I love Thailand! LOL!
I am not sure if it is a “foodie” faux pas, but i think next time i will order ba-mee yellow noodles instead of sen-lek. I have had soups that way and like the flavor contrast so i will take that risk of looking like a cultural philistine.

Bowl arrived quickly and it was an aromatic delight. Not the best i have had in Bangkok but very good. Liver was a bit overpowering, but the balance of fishballs, cartilage and pork were really good. It arrived well spiced but i added just a touch more chili flakes oil, not remembering the names of The Holy Four Condiments yet. :smile:

First time arriving at Suvarnabhumi during the day and it was a hot mess. I used Grab and that made it worse, driver took 25 minutes to arrive from 3 kilometers away.
I need to investigate the train. I am staying near Phrom Phong BTS so it may work better to use the airport train and transfer to the BTS.

I still have to post about Long Beach/San Vicente (Palawan) on my Philippines thread, that was amazing!

Does anyone have any insight into how safe ice and/or tap water is in Bangkok?
I use the ice in drinks but i only brush my teeth w tap water.
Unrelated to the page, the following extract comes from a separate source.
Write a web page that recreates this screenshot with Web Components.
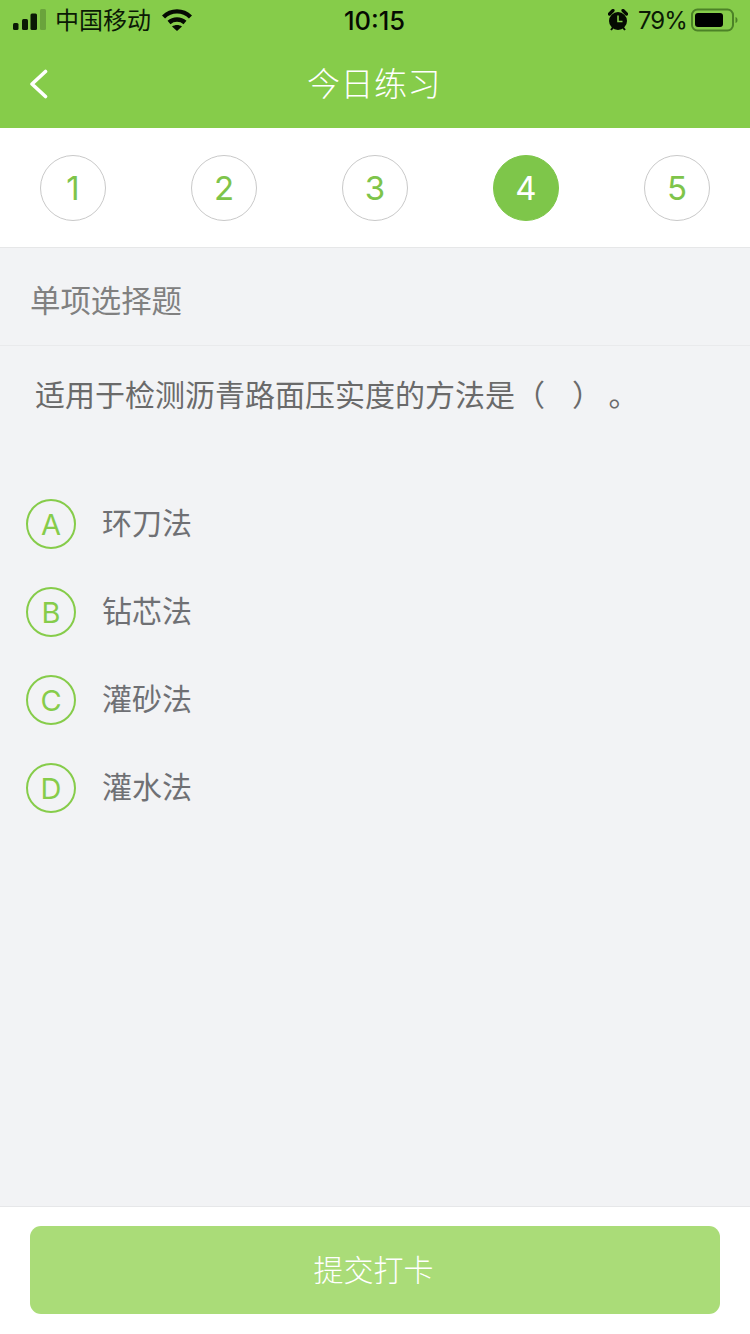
<!DOCTYPE html>
<html lang="zh">
<head>
<meta charset="utf-8">
<title>今日练习</title>
<style>
  html, body { margin: 0; padding: 0; }
  body {
    width: 750px;
    height: 1334px;
    background: #f2f3f5;
    font-family: "Noto Sans CJK SC", "Liberation Sans", sans-serif;
    display: flex;
    flex-direction: column;
    overflow: hidden;
  }
</style>
</head>
<body>
<status-bar></status-bar>
<nav-bar>今日练习</nav-bar>
<step-list>
  <step-item>1</step-item>
  <step-item>2</step-item>
  <step-item>3</step-item>
  <step-item active>4</step-item>
  <step-item>5</step-item>
</step-list>
<section-title>单项选择题</section-title>
<question-text>适用于检测沥青路面压实度的方法是（&nbsp;&nbsp;&nbsp;&nbsp;）&nbsp;。</question-text>
<option-list>
  <option-item letter="A">环刀法</option-item>
  <option-item letter="B">钻芯法</option-item>
  <option-item letter="C">灌砂法</option-item>
  <option-item letter="D">灌水法</option-item>
</option-list>
<submit-bar>提交打卡</submit-bar>

<script>
class StatusBar extends HTMLElement {
  constructor() {
    super();
    this.attachShadow({ mode: "open" });
  }

  connectedCallback() {
    this.shadowRoot.innerHTML = /* html */`
      <style>
        :host {
          display: grid;
          grid-template-columns: 1fr auto 1fr;
          align-items: center;
          height: 40px;
          padding: 0 12px 0 13px;
          background: #86cc4a;
          color: #0b1a05;
          font-family: Inter, "Liberation Sans", sans-serif;
          font-size: 24px;
        }
        .left, .right { display: flex; align-items: center; }
        .right { justify-content: flex-end; }
        .carrier { margin: -2px 0 0 9px; font-family: "Noto Sans CJK SC", sans-serif; line-height: 40px; }
        .wifi { margin-left: 11px; }
        .time { font-weight: 500; font-size: 25.5px; color: #050a02; margin-left: -2px; }
        .pct { margin: 0 4px 0 10px; font-weight: 400; font-size: 24px; letter-spacing: -0.9px; }
        svg { display: block; }
      </style>
      <div class="left">
        <svg width="33" height="22" viewBox="0 0 33 22">
          <rect x="0" y="14" width="5.5" height="7" rx="1.5" fill="#0b1a05"/>
          <rect x="9" y="10" width="6" height="11" rx="1.5" fill="#0b1a05"/>
          <rect x="17.5" y="4.5" width="6.5" height="16.5" rx="1.5" fill="#0b1a05"/>
          <rect x="27" y="0" width="6" height="21" rx="1.5" fill="#6aa33c"/>
        </svg>
        <span class="carrier">中国移动</span>
        <svg class="wifi" width="30" height="22" viewBox="0 0 30 22" fill="none" stroke="#050a02" stroke-width="4.4">
          <path d="M1.5 8 C9 0.5 21 0.5 28.5 8"/>
          <path d="M7 13.5 C11.5 9.5 18.5 9.5 23 13.5"/>
          <path d="M15 22 L10 17.5 C13 15.5 17 15.5 20 17.5 Z" fill="#050a02" stroke="none"/>
        </svg>
      </div>
      <div class="time">10:15</div>
      <div class="right">
        <svg width="20" height="22" viewBox="0 0 20 22">
          <circle cx="10" cy="12" r="9" fill="#050a02"/>
          <path d="M1.5 5 L5 1.5 M15 1.5 L18.5 5" stroke="#050a02" stroke-width="3.2" stroke-linecap="round"/>
          <path d="M3 21 L5 18.5 M17 21 L15 18.5" stroke="#050a02" stroke-width="2"/>
          <path d="M10 6.5 V12.5 H14.5" fill="none" stroke="#86cc4a" stroke-width="1.6"/>
        </svg>
        <span class="pct">79%</span>
        <svg width="47" height="24" viewBox="0 0 47 24">
          <rect x="1" y="1.5" width="41" height="21" rx="5.5" fill="none" stroke="#4c8227" stroke-width="2"/>
          <rect x="4" y="5" width="28" height="14" rx="3" fill="#000"/>
          <path d="M44.5 9 C46 9.5 46.5 10.5 46.5 12 C46.5 13.5 46 14.5 44.5 15 Z" fill="#4c8227"/>
        </svg>
      </div>
    `;
  }
}

class NavBar extends HTMLElement {
  constructor() {
    super();
    this.attachShadow({ mode: "open" });
  }

  connectedCallback() {
    this.shadowRoot.innerHTML = /* html */`
      <style>
        :host {
          display: flex;
          align-items: center;
          justify-content: center;
          position: relative;
          height: 88px;
          background: #86cc4a;
          color: #fff;
          font-size: 33px;
          font-weight: 300;
        }
        .title { margin: -4px 2px 0 0; letter-spacing: 0.5px; }
        svg { position: absolute; left: 28px; top: 29px; }
      </style>
      <svg width="22" height="30" viewBox="0 0 22 30" fill="none" stroke="#fff" stroke-width="3.6" stroke-linecap="round" stroke-linejoin="round">
        <path d="M17.5 2.5 L4 15 L17.5 27.5"/>
      </svg>
      <div class="title"><slot></slot></div>
    `;
  }
}

class StepList extends HTMLElement {
  constructor() {
    super();
    this.attachShadow({ mode: "open" });
  }

  connectedCallback() {
    this.shadowRoot.innerHTML = /* html */`
      <style>
        :host {
          display: flex;
          justify-content: space-between;
          align-items: center;
          height: 119px;
          padding: 0 40px 0;
          background: #fff;
          border-bottom: 1px solid #e6e7e8;
          box-sizing: content-box;
        }
      </style>
      <slot></slot>
    `;
  }
}

class StepItem extends HTMLElement {
  constructor() {
    super();
    this.attachShadow({ mode: "open" });
  }

  connectedCallback() {
    this.shadowRoot.innerHTML = /* html */`
      <style>
        :host {
          display: flex;
          align-items: center;
          justify-content: center;
          box-sizing: border-box;
          width: 66px;
          height: 66px;
          border: 1px solid #c9c9c9;
          border-radius: 50%;
          color: #7ec44a;
          font-family: Inter, "Liberation Sans", sans-serif;
          font-size: 33px;
          font-weight: 400;
        }
        :host([active]) {
          background: #7ec64a;
          border-color: #7ec64a;
          color: #fff;
        }
      </style>
      <slot></slot>
    `;
  }
}

class SectionTitle extends HTMLElement {
  constructor() {
    super();
    this.attachShadow({ mode: "open" });
  }

  connectedCallback() {
    this.shadowRoot.innerHTML = /* html */`
      <style>
        :host {
          display: flex;
          align-items: center;
          box-sizing: border-box;
          height: 98px;
          padding: 4px 0 0 30px;
          border-bottom: 1px solid #e9eaec;
          color: #808080;
          font-size: 30.4px;
        }
      </style>
      <slot></slot>
    `;
  }
}

class QuestionText extends HTMLElement {
  constructor() {
    super();
    this.attachShadow({ mode: "open" });
  }

  connectedCallback() {
    this.shadowRoot.innerHTML = /* html */`
      <style>
        :host {
          display: block;
          padding: 23px 0 0 35px;
          height: 128px;
          box-sizing: border-box;
          color: #6a6a6a;
          font-size: 30px;
          line-height: 48px;
          white-space: nowrap;
        }
      </style>
      <slot></slot>
    `;
  }
}

class OptionList extends HTMLElement {
  constructor() {
    super();
    this.attachShadow({ mode: "open" });
  }

  connectedCallback() {
    this.shadowRoot.innerHTML = /* html */`
      <style>
        :host {
          display: flex;
          flex-direction: column;
          gap: 38px;
          flex: 1;
          padding: 25px 0 0 26px;
        }
      </style>
      <slot></slot>
    `;
  }
}

class OptionItem extends HTMLElement {
  constructor() {
    super();
    this.attachShadow({ mode: "open" });
  }

  connectedCallback() {
    const letter = this.getAttribute("letter");
    this.shadowRoot.innerHTML = /* html */`
      <style>
        :host {
          display: flex;
          align-items: center;
          gap: 26px;
          height: 50px;
          color: #6f7074;
          font-size: 30px;
        }
        .letter {
          display: flex;
          align-items: center;
          justify-content: center;
          box-sizing: border-box;
          width: 50px;
          height: 50px;
          border: 2px solid #86cc4a;
          border-radius: 50%;
          color: #86cc4a;
          font-family: Inter, "Liberation Sans", sans-serif;
          font-size: 29px;
          font-weight: 400;
        }
        .label { margin-bottom: 7px; }
      </style>
      <div class="letter">${letter}</div>
      <div class="label"><slot></slot></div>
    `;
  }
}

class SubmitBar extends HTMLElement {
  constructor() {
    super();
    this.attachShadow({ mode: "open" });
  }

  connectedCallback() {
    this.shadowRoot.innerHTML = /* html */`
      <style>
        :host {
          display: block;
          box-sizing: border-box;
          height: 128px;
          padding: 19px 30px 20px;
          background: #fff;
          border-top: 1px solid #e6e7e9;
        }
        .btn {
          display: flex;
          align-items: center;
          justify-content: center;
          height: 88px;
          border-radius: 11px;
          background: #aadc78;
          color: #fff;
          font-size: 30px;
          font-weight: 300;
        }
        .text { margin: 0 3px 4px 0; }
      </style>
      <div class="btn"><span class="text"><slot></slot></span></div>
    `;
  }
}

window.customElements.define("status-bar", StatusBar);
window.customElements.define("nav-bar", NavBar);
window.customElements.define("step-list", StepList);
window.customElements.define("step-item", StepItem);
window.customElements.define("section-title", SectionTitle);
window.customElements.define("question-text", QuestionText);
window.customElements.define("option-list", OptionList);
window.customElements.define("option-item", OptionItem);
window.customElements.define("submit-bar", SubmitBar);
</script>
</body>
</html>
I drink only bottled water. Am i being too paranoid?


I was in Bangkok for exactly one month and was told by my Japanese friend and his Thai wife NOT to drink the tap water at all. I stayed in a combination of hotels, a condominium and also there home. Even at their home, I only drank from their jug filled with specially filtered tap water or bottled water.

But I did as you are doing and used tap water to brush with (and to rinse my mouth after brushing). I am always leery of ice when traveling in countries where drinking tap water is ill advised and asked for “no ice” in Thailand and in Penang, Malaysia just to be safe. When I was eating out with my friends however, they added ice to their drinks provided that it was brought to their table. I may have been a bit too cautious, but I successfully managed to avoid getting a stomach ache or worse.

Yes, I got heartburn in Penang and at Kuala Lumpur airport, but that was caused by eating food too spicy for me (bell peppers and I don’t get along well) not because of sanitation or similar issues.

I didn’t use the train from Suvarnabhumi Airport because my friend picked me up there, but I left Thailand from Bangkok’s LCC airport, Don Mueang and the train that goes there was a breeze. In fact, I have nothing but good things to say about the BTS Skytrain system or the MTR subway systems. I guess it would be better if one could use the same prepaid card on both, but as they are run by separate companies, it’s currently not possible.


Not paranoid at all. I only drink bottled water in most of Asia, even Japan (actually almost everywhere outside of USA). We always get a couple of big jugs of water for the hotel room first thing. When walking about or eating outside, beer is the hydration of choice.

I try to partake of ice only if the ice has a hole in the center. Supposedly means its commercial ice, so theoretically should be made with filtered water.

The first few days in places like Viet Nam or Thailand, I always tell myself to pass on the raw vegetable and cut fruit that are always all so tempting. After a couple of days, I usually say f*** it, toss caution to the wind and indulge with my fingers crossed.


I was just in Bangkok for 2 weeks, and I have been to Phuket many times. When drinking water, I always drink from bottles, but that is also because they are omnipresent. Either for free in hotels, or cheap in 7-11s.

When going out, I have no issue ordering drinks with ice cubes. I have never gotten ill. Hygiene levels are pretty good all over, especially in restaurants and bars, but I also just get ice coffee from some vendor out on the streets. Your mileage may vary of course, I’ve been to Asia many times and I guess I have become a bit more accustomed to local hygiene levels.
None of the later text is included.